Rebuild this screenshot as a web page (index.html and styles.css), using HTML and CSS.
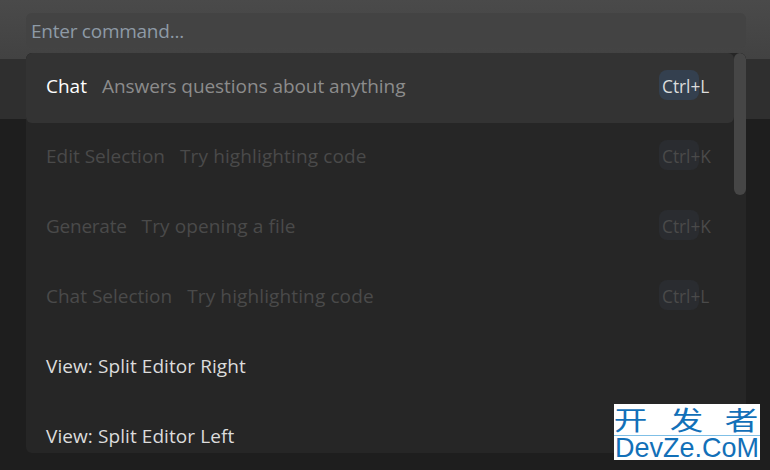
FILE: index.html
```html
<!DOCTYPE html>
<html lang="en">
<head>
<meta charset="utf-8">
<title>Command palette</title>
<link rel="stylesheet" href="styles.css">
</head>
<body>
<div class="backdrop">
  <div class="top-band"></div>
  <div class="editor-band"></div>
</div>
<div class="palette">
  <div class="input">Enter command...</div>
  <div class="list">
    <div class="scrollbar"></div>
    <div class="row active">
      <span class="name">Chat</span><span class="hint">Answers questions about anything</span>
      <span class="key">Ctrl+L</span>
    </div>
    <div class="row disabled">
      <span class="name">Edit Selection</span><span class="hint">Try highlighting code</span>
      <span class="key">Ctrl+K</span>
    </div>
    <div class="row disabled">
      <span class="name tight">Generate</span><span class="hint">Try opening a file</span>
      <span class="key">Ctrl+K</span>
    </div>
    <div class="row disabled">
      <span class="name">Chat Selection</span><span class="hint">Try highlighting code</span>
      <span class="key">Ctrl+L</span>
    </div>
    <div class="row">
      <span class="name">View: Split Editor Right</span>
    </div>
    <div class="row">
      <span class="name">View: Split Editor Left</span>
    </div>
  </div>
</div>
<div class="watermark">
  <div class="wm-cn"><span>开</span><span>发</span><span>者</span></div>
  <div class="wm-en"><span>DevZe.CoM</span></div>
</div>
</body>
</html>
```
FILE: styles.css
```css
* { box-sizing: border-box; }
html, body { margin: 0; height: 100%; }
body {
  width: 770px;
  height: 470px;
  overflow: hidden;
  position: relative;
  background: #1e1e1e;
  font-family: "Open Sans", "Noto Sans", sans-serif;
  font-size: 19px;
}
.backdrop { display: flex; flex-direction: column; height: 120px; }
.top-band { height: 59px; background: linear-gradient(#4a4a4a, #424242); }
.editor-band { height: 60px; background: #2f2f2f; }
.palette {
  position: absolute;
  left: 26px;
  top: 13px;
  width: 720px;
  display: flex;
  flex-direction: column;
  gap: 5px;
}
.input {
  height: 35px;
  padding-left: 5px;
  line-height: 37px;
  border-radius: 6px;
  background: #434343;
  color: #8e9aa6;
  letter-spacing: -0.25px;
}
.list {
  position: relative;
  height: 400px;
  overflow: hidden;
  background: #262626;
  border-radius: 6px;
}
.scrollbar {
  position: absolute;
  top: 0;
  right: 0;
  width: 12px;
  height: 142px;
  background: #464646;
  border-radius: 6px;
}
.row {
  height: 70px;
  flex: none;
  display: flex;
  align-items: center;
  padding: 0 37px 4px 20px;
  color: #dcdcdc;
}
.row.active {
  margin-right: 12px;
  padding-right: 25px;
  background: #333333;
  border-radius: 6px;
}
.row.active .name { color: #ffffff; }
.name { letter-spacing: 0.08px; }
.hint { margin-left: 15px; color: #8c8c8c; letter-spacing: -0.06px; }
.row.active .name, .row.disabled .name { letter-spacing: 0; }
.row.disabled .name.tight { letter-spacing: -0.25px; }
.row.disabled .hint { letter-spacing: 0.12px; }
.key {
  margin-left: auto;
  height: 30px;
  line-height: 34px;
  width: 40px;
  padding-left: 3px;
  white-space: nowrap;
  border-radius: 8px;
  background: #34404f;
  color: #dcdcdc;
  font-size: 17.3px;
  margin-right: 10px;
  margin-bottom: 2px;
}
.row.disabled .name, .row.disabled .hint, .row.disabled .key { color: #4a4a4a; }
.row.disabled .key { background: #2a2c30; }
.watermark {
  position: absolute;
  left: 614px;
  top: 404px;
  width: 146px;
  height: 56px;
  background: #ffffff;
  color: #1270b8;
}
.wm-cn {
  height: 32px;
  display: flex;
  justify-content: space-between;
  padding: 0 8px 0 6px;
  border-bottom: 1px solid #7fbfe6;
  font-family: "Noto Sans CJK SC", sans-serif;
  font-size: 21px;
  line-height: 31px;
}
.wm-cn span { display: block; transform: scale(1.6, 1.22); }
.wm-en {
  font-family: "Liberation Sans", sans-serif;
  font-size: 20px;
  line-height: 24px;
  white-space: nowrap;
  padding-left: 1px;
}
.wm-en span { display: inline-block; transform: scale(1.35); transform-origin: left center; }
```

━━━━━━━━━━━━━━━━

EXERCISE INSTRUCTIONS:
Reproduce the material above verbatim; omit every picture.

REPLY TO THE EXERCISE:
Rebuild this screenshot as a web page (index.html and styles.css), using HTML and CSS.
FILE: index.html
```html
<!DOCTYPE html>
<html lang="en">
<head>
<meta charset="utf-8">
<title>Command palette</title>
<link rel="stylesheet" href="styles.css">
</head>
<body>
<div class="backdrop">
  <div class="top-band"></div>
  <div class="editor-band"></div>
</div>
<div class="palette">
  <div class="input">Enter command...</div>
  <div class="list">
    <div class="scrollbar"></div>
    <div class="row active">
      <span class="name">Chat</span><span class="hint">Answers questions about anything</span>
      <span class="key">Ctrl+L</span>
    </div>
    <div class="row disabled">
      <span class="name">Edit Selection</span><span class="hint">Try highlighting code</span>
      <span class="key">Ctrl+K</span>
    </div>
    <div class="row disabled">
      <span class="name tight">Generate</span><span class="hint">Try opening a file</span>
      <span class="key">Ctrl+K</span>
    </div>
    <div class="row disabled">
      <span class="name">Chat Selection</span><span class="hint">Try highlighting code</span>
      <span class="key">Ctrl+L</span>
    </div>
    <div class="row">
      <span class="name">View: Split Editor Right</span>
    </div>
    <div class="row">
      <span class="name">View: Split Editor Left</span>
    </div>
  </div>
</div>
<div class="watermark">
  <div class="wm-cn"><span>开</span><span>发</span><span>者</span></div>
  <div class="wm-en"><span>DevZe.CoM</span></div>
</div>
</body>
</html>
```
FILE: styles.css
```css
* { box-sizing: border-box; }
html, body { margin: 0; height: 100%; }
body {
  width: 770px;
  height: 470px;
  overflow: hidden;
  position: relative;
  background: #1e1e1e;
  font-family: "Open Sans", "Noto Sans", sans-serif;
  font-size: 19px;
}
.backdrop { display: flex; flex-direction: column; height: 120px; }
.top-band { height: 59px; background: linear-gradient(#4a4a4a, #424242); }
.editor-band { height: 60px; background: #2f2f2f; }
.palette {
  position: absolute;
  left: 26px;
  top: 13px;
  width: 720px;
  display: flex;
  flex-direction: column;
  gap: 5px;
}
.input {
  height: 35px;
  padding-left: 5px;
  line-height: 37px;
  border-radius: 6px;
  background: #434343;
  color: #8e9aa6;
  letter-spacing: -0.25px;
}
.list {
  position: relative;
  height: 400px;
  overflow: hidden;
  background: #262626;
  border-radius: 6px;
}
.scrollbar {
  position: absolute;
  top: 0;
  right: 0;
  width: 12px;
  height: 142px;
  background: #464646;
  border-radius: 6px;
}
.row {
  height: 70px;
  flex: none;
  display: flex;
  align-items: center;
  padding: 0 37px 4px 20px;
  color: #dcdcdc;
}
.row.active {
  margin-right: 12px;
  padding-right: 25px;
  background: #333333;
  border-radius: 6px;
}
.row.active .name { color: #ffffff; }
.name { letter-spacing: 0.08px; }
.hint { margin-left: 15px; color: #8c8c8c; letter-spacing: -0.06px; }
.row.active .name, .row.disabled .name { letter-spacing: 0; }
.row.disabled .name.tight { letter-spacing: -0.25px; }
.row.disabled .hint { letter-spacing: 0.12px; }
.key {
  margin-left: auto;
  height: 30px;
  line-height: 34px;
  width: 40px;
  padding-left: 3px;
  white-space: nowrap;
  border-radius: 8px;
  background: #34404f;
  color: #dcdcdc;
  font-size: 17.3px;
  margin-right: 10px;
  margin-bottom: 2px;
}
.row.disabled .name, .row.disabled .hint, .row.disabled .key { color: #4a4a4a; }
.row.disabled .key { background: #2a2c30; }
.watermark {
  position: absolute;
  left: 614px;
  top: 404px;
  width: 146px;
  height: 56px;
  background: #ffffff;
  color: #1270b8;
}
.wm-cn {
  height: 32px;
  display: flex;
  justify-content: space-between;
  padding: 0 8px 0 6px;
  border-bottom: 1px solid #7fbfe6;
  font-family: "Noto Sans CJK SC", sans-serif;
  font-size: 21px;
  line-height: 31px;
}
.wm-cn span { display: block; transform: scale(1.6, 1.22); }
.wm-en {
  font-family: "Liberation Sans", sans-serif;
  font-size: 20px;
  line-height: 24px;
  white-space: nowrap;
  padding-left: 1px;
}
.wm-en span { display: inline-block; transform: scale(1.35); transform-origin: left center; }
```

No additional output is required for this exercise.